The answer: As far as they needed to, including plans to “punish” the UK for daring to leave their economic agreement, as warned by senior German MEP Hans-Olaf Henkel. The only sensible reason for such a plan in Europe would be a tacit threat to other countries who may be inclined to follow the UK, after exit-stirrings in Greece, Italy and Portugal, countries whose European debts currently exceed their own national incomes.

We thus have an answer to the riddle; the meeting point of a right-wing populist UKIP and a left-Labour socialist is the opposition of a nationalistic European Union with the economic, political and future military might to undermine NATO and supersede the parliamentary rights of its member states. Home-grown nationalism and a refusal to participate in this union was our country’s defence against it.

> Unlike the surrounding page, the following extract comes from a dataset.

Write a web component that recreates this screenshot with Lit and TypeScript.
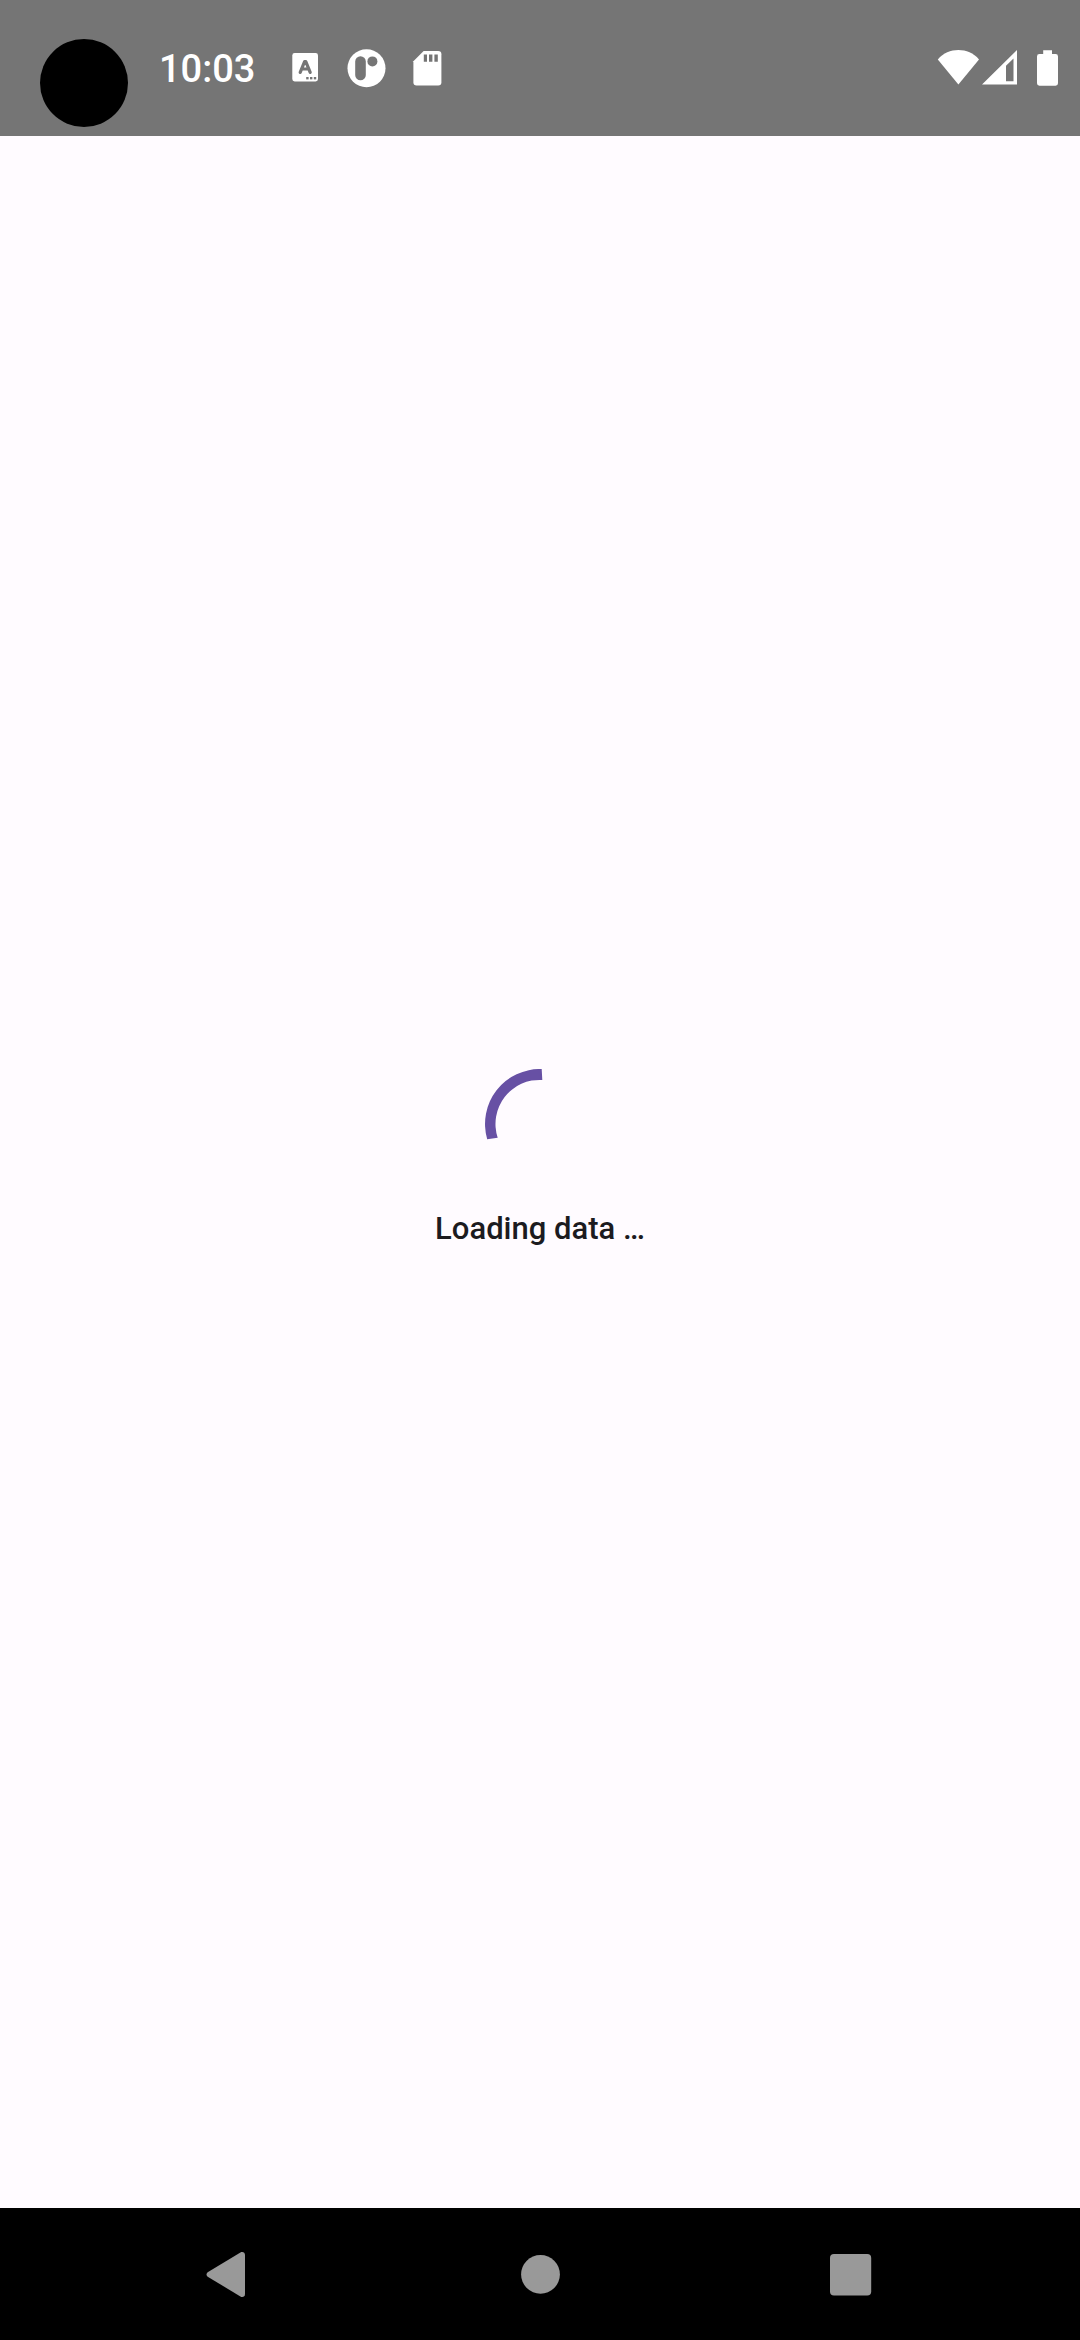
import { LitElement, html, css } from "lit";
import { customElement } from "lit/decorators.js";

@customElement("status-bar")
class StatusBar extends LitElement {
  static styles = css`
    :host {
      display: block;
    }
    .bar {
      position: relative;
      display: flex;
      align-items: center;
      justify-content: space-between;
      height: 136px;
      padding: 0 12px 0 159px;
      background: #757575;
      color: #fff;
      box-sizing: border-box;
    }
    .camera {
      position: absolute;
      left: 40px;
      top: 39px;
      width: 88px;
      height: 88px;
      border-radius: 50%;
      background: #000;
    }
    .left {
      display: flex;
      align-items: center;
      gap: 30px;
    }
    .time {
      padding-top: 2px;
      font: 500 38px/46px Roboto, sans-serif;
    }
    .notices {
      display: flex;
      gap: 21px;
    }
    .system {
      display: flex;
    }
    svg {
      display: block;
      fill: #fff;
    }
    .hole {
      fill: #757575;
    }
    .letter {
      fill: none;
      stroke: #757575;
      stroke-width: 3.2;
      stroke-linecap: round;
      stroke-linejoin: round;
    }
  `;

  render() {
    return html`
      <header class="bar">
        <div class="camera"></div>
        <div class="left">
          <time class="time">10:03</time>
          <div class="notices">
            <svg width="40" height="40" viewBox="0 0 40 40" aria-hidden="true">
              <rect x="7.3" y="5" width="25.7" height="28.5" rx="2.4" />
              <path class="letter" d="M15.2 24.4L19.6 13.6H20.8L25.2 24.4M17 21H23.4" />
              <rect class="hole" x="21.2" y="29" width="2.4" height="2.4" />
              <rect class="hole" x="25" y="29" width="2.4" height="2.4" />
              <rect class="hole" x="28.8" y="29" width="2.4" height="2.4" />
            </svg>
            <svg width="40" height="40" viewBox="0 0 40 40" aria-hidden="true">
              <circle cx="20.5" cy="20.2" r="19" />
              <rect class="hole" x="9.2" y="8.3" width="10.6" height="24" rx="5.3" />
              <circle class="hole" cx="26.4" cy="13.4" r="5" />
            </svg>
            <svg width="40" height="40" viewBox="0 0 40 40" aria-hidden="true">
              <path d="M16.6 3.1H31.2A3.2 3.2 0 0 1 34.4 6.3V34.3A3.2 3.2 0 0 1 31.2 37.5H9.6A3.2 3.2 0 0 1 6.4 34.3V13.3Z" />
              <path class="hole" d="M16.8 6.6H20V13.8H16.8ZM22 6.6H25.4V13.8H22ZM27.4 6.6H30.8V13.8H27.4Z" />
            </svg>
          </div>
        </div>
        <div class="system">
          <svg width="44" height="40" viewBox="0 0 44 40" aria-hidden="true">
            <path d="M22.4 36.4L1.8 11.4C7.4 5 14.6 2.1 22.4 2.1S37.4 5 43 11.4Z" />
          </svg>
          <svg width="44" height="40" viewBox="0 0 44 40" aria-hidden="true">
            <path fill-rule="evenodd" d="M2 36.6L37 2V36.6ZM26 17.8V33.2H33.5V10.5Z" />
          </svg>
          <svg width="44" height="40" viewBox="0 0 44 40" aria-hidden="true">
            <path d="M19.2 2.2H28V6H31.6A2.4 2.4 0 0 1 34 8.4V35.3A2.4 2.4 0 0 1 31.6 37.7H15.4A2.4 2.4 0 0 1 13 35.3V8.4A2.4 2.4 0 0 1 15.4 6H19.2Z" />
          </svg>
        </div>
      </header>
    `;
  }
}

@customElement("loading-view")
class LoadingView extends LitElement {
  static styles = css`
    :host {
      display: flex;
      flex: 1;
    }
    .view {
      display: flex;
      flex: 1;
      flex-direction: column;
      align-items: center;
      justify-content: center;
    }
    .spinner {
      display: block;
      fill: #6750a4;
    }
    .label {
      margin: 0;
      padding: 28px 0 24px;
      color: #1c1b1f;
      font: 500 31px/44px Roboto, sans-serif;
    }
  `;

  render() {
    return html`
      <main class="view" role="status">
        <svg class="spinner" width="110" height="110" viewBox="0 0 110 110" aria-hidden="true">
          <path d="M2.2 70.3A55 55 0 0 1 56.7 0L57.3 11A44 44 0 0 0 12.7 68.7Z" />
        </svg>
        <p class="label">Loading data …</p>
      </main>
    `;
  }
}

@customElement("navigation-bar")
class NavigationBar extends LitElement {
  static styles = css`
    :host {
      display: block;
    }
    .bar {
      display: flex;
      height: 132px;
      padding: 0 75px;
      background: #000;
      box-sizing: border-box;
    }
    .key {
      display: flex;
      flex: 1;
      align-items: center;
      justify-content: center;
      padding: 0;
      border: 0;
      background: none;
    }
    svg {
      display: block;
      fill: #999;
    }
  `;

  render() {
    return html`
      <nav class="bar">
        <button class="key" type="button" aria-label="Back">
          <svg width="48" height="48" viewBox="0 0 48 48">
            <path d="M2.1 22.1L34.4 2.6C36.6 1.4 39 2.4 39 5V44C39 46.6 36.6 47.6 34.4 46.4L2.1 27C0 25.7 0 23.4 2.1 22.1Z" />
          </svg>
        </button>
        <button class="key" type="button" aria-label="Home">
          <svg width="48" height="48" viewBox="0 0 48 48">
            <circle cx="24.5" cy="24.4" r="19.4" />
          </svg>
        </button>
        <button class="key" type="button" aria-label="Recent apps">
          <svg width="48" height="48" viewBox="0 0 48 48">
            <rect x="4" y="4" width="41.2" height="41.4" rx="4" />
          </svg>
        </button>
      </nav>
    `;
  }
}

@customElement("app-root")
class AppRoot extends LitElement {
  static styles = css`
    :host {
      display: flex;
      flex-direction: column;
      min-height: 100vh;
      background: #fffbff;
    }
  `;

  render() {
    return html`
      <status-bar></status-bar>
      <loading-view></loading-view>
      <navigation-bar></navigation-bar>
    `;
  }
}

That is not to say that globalists in the UK aren’t right. Increased integration into a global, rather than European economy will create more trade, movement of labour and capital. The UK itself can make sure of this by using comparative advantage and protecting itself from EU economic cycles. Yet it is vital we do not fall victim to the mistakes of other globalist countries.

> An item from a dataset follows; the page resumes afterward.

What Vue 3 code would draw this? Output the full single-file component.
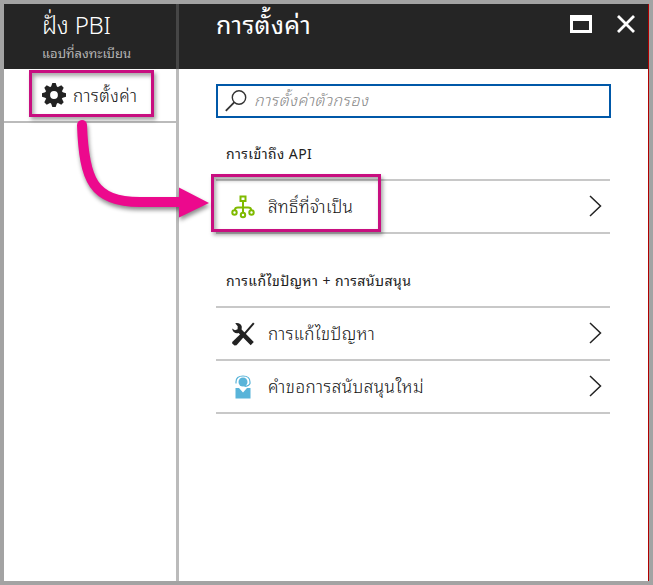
<script setup>
const support = [
  { icon: 'tools', label: 'การแก้ไขปัญหา' },
  { icon: 'person', label: 'คำขอการสนับสนุนใหม่' },
]
</script>

<template>
  <div class="frame">
    <aside class="app-pane">
      <header class="head app-head">
        <h1 class="title"><span class="app-title">ฝั่ง PBI</span></h1>
        <p class="subtitle"><span>แอปที่ลงทะเบียน</span></p>
      </header>
      <div class="command">
        <svg class="gear" width="24" height="24" viewBox="-12 -12 24 24">
          <circle r="6.4" fill="none" stroke="#222" stroke-width="5" />
          <g fill="#222">
            <path v-for="a in 8" :key="a" d="M-3 -8 L-1.7 -12 H1.7 L3 -8Z" :transform="`rotate(${a * 45})`" />
          </g>
        </svg>
        <span class="command-label">การตั้งค่า</span>
      </div>
    </aside>
    <main class="settings-pane">
      <header class="head settings-head">
        <h2 class="title"><span class="settings-title">การตั้งค่า</span></h2>
        <div class="window-actions">
          <svg width="22" height="18" viewBox="0 0 22 18"><path fill="#fff" fill-rule="evenodd" d="M0 0H22V18H0ZM3 6V15H19V6Z" /></svg>
          <svg width="18" height="18" viewBox="0 0 18 18"><path d="M1 1 17 17M17 1 1 17" stroke="#fff" stroke-width="2.8" /></svg>
        </div>
      </header>
      <div class="content">
        <div class="search">
          <svg width="22" height="22" viewBox="0 0 22 22" fill="none" stroke="#333"><circle cx="14" cy="7.5" r="6.7" stroke-width="1.4" /><path d="M9.2 12.4 .8 20.8" stroke-width="1.8" /></svg>
          <span class="placeholder">การตั้งค่าตัวกรอง</span>
        </div>
        <h3 class="section api"><span>การเข้าถึง API</span></h3>
        <ul class="list">
          <li class="row">
            <svg class="icon" width="24" height="24" viewBox="0 0 24 24" fill="none" stroke="#7fba00" stroke-width="2">
              <path d="M9.500 1.500H14.500V6H9.500ZM12 6V18M4 16V14.500Q4 12.500 7 12.500H17Q20 12.500 20 14.500V16" />
              <circle cx="3.500" cy="17.500" r="2.200" /><circle cx="12" cy="20" r="2.200" /><circle cx="20.500" cy="17.500" r="2.200" />
            </svg>
            <span class="label permissions">สิทธิ์ที่จำเป็น</span>
            <svg class="chevron" width="13" height="22" viewBox="0 0 13 22"><path d="M1 1 11.500 11 1 21" fill="none" stroke="#222" stroke-width="1.500" /></svg>
          </li>
        </ul>
        <h3 class="section help"><span>การแก้ไขปัญหา + การสนับสนุน</span></h3>
        <ul class="list">
          <li v-for="item in support" :key="item.icon" class="row">
            <svg v-if="item.icon === 'tools'" class="icon" width="24" height="24" viewBox="0 0 24 24">
              <path d="M22.800 1.200 12.500 13" stroke="#222" stroke-width="2" />
              <path d="M10 11.500 13.200 14.500 5.500 23.200 3.500 23.500 1.200 21.500V20Z" fill="#222" />
              <path d="M4.200 1.200Q9.500 .3 10.800 4.800L10.600 7.500 22.800 20 19.700 23.200 7.600 11Q2.500 12.200 1 6.500L4 8.300 6.600 7.200 6.700 4.200Z" fill="#222" />
            </svg>
            <svg v-else class="icon" width="24" height="24" viewBox="0 0 24 24">
              <path d="M5 8.500V7Q5 1 12 1T19 7V8.500Q18 11 13.500 11.500" fill="none" stroke="#59b4d9" stroke-width="1.200" />
              <circle cx="12" cy="7" r="4.500" fill="#59b4d9" />
              <path d="M4.500 13H8L12 17.500 16 13H19.500V23.500H4.500Z" fill="#59b4d9" />
            </svg>
            <span class="label" :class="item.icon">{{ item.label }}</span>
            <svg class="chevron" width="13" height="22" viewBox="0 0 13 22"><path d="M1 1 11.500 11 1 21" fill="none" stroke="#222" stroke-width="1.500" /></svg>
          </li>
        </ul>
      </div>
    </main>
    <div class="callout first"></div>
    <div class="callout second"></div>
    <svg class="arrow" width="150" height="120" viewBox="70 110 150 120">
      <path d="M82 125C84 180 93 202 140 202H182" fill="none" stroke="#ec098d" stroke-width="10" stroke-linecap="round" />
      <path d="M179 187.500 209 203 179 217.500Z" fill="#ec098d" />
    </svg>
  </div>
</template>

<style>
body { margin: 0; }
</style>

<style scoped>
.frame { position: relative; box-sizing: border-box; width: 653px; height: 585px; border: 4px solid #a3a3a3; display: grid; grid-template-columns: 175px 1fr; background: #fff; color: #111; font-family: "Noto Sans Thai Looped", "Noto Sans", sans-serif; overflow: hidden; }
h1, h2, h3, p, ul { margin: 0; padding: 0; font-weight: 400; }
span { white-space: nowrap; }
.app-pane { border-right: 3px solid #bbb; }
.head { height: 65px; background: #252525; box-sizing: border-box; color: #fff; }
.app-head { padding-left: 38px; margin-right: -3px; border-right: 3px solid #464646; }
.title { font-size: 24px; line-height: 38px; height: 38px; font-weight: 300; }
.app-title { letter-spacing: -.2px; }
.settings-title { font-size: 25px; letter-spacing: .4px; font-weight: 400; }
.subtitle { font-size: 13px; line-height: 22px; color: #b5b5b5; }
.command { height: 52px; border-bottom: 2px solid #bbb; display: flex; align-items: center; padding-left: 38px; gap: 7px; }
.command-label { font-size: 17px; letter-spacing: .5px; font-weight: 300; line-height: 26px; }
.settings-pane { border-right: 1px solid #b00000; }
.settings-head { display: flex; justify-content: space-between; padding: 0 13px 0 37px; }
.window-actions { display: flex; gap: 25px; padding-top: 11px; }
.content { padding: 15px 37px 0; }
.search { box-sizing: border-box; width: 395px; height: 34px; border: 2px solid #0058a8; display: flex; align-items: center; padding-left: 7px; gap: 7px; }
.placeholder { font-size: 16px; letter-spacing: .45px; line-height: 24px; margin-bottom: 4px; font-style: italic; font-weight: 300; color: #888; }
.section { font-size: 14px; letter-spacing: .45px; line-height: 24px; padding-left: 10px; }
.section span { font-weight: 400; color: #222; }
.api { height: 38px; padding-top: 23px; }
.help { height: 38px; padding-top: 34px; }
.list { list-style: none; width: 394px; border-top: 2px solid #c8c8c8; }
.row { height: 51px; border-bottom: 2px solid #c8c8c8; display: flex; align-items: center; padding: 0 8px 0 15px; }
.label { margin-left: 13px; font-size: 17px; letter-spacing: .35px; font-weight: 300; line-height: 26px; flex: 1; margin-bottom: 2px; }
.person { letter-spacing: .5px; }
.icon, .chevron { flex: none; }
.chevron { margin-bottom: 2px; }
.callout { position: absolute; box-sizing: border-box; border: 3px solid #c80f80; box-shadow: 2px 3px 4px rgba(0,0,0,.35), inset 2px 3px 4px rgba(0,0,0,.35); }
.first { left: 25px; top: 66px; width: 125px; height: 47px; }
.second { left: 207px; top: 170px; width: 170px; height: 58px; }
.arrow { position: absolute; left: 66px; top: 106px; filter: drop-shadow(1px 3px 2px rgba(0,0,0,.45)); }
</style>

Unregulated migration in Germany has led to a significant rise in terrorism (from 13 incidents in 2014 to 50 in 2015, a rise not seen within more nationalistic countries such as the Czech and Slovak republics. Likewise, the UK housing and public services are collapsing under the strain of mass migration from EU countries. This is likely to increase as migrants accepted into Germany are granted EU citizenship, and gain access to the free movement of labour.

Nationalism in the UK has its uses; not all of it is a far-right wing or rooted in bigotry. Likewise, globalism is a useful tool, but a potentially dangerous one when pursued with Merkel-grade zealotry. As in all political discourse, extremism on either side will eventually become counteractive, if not destructive.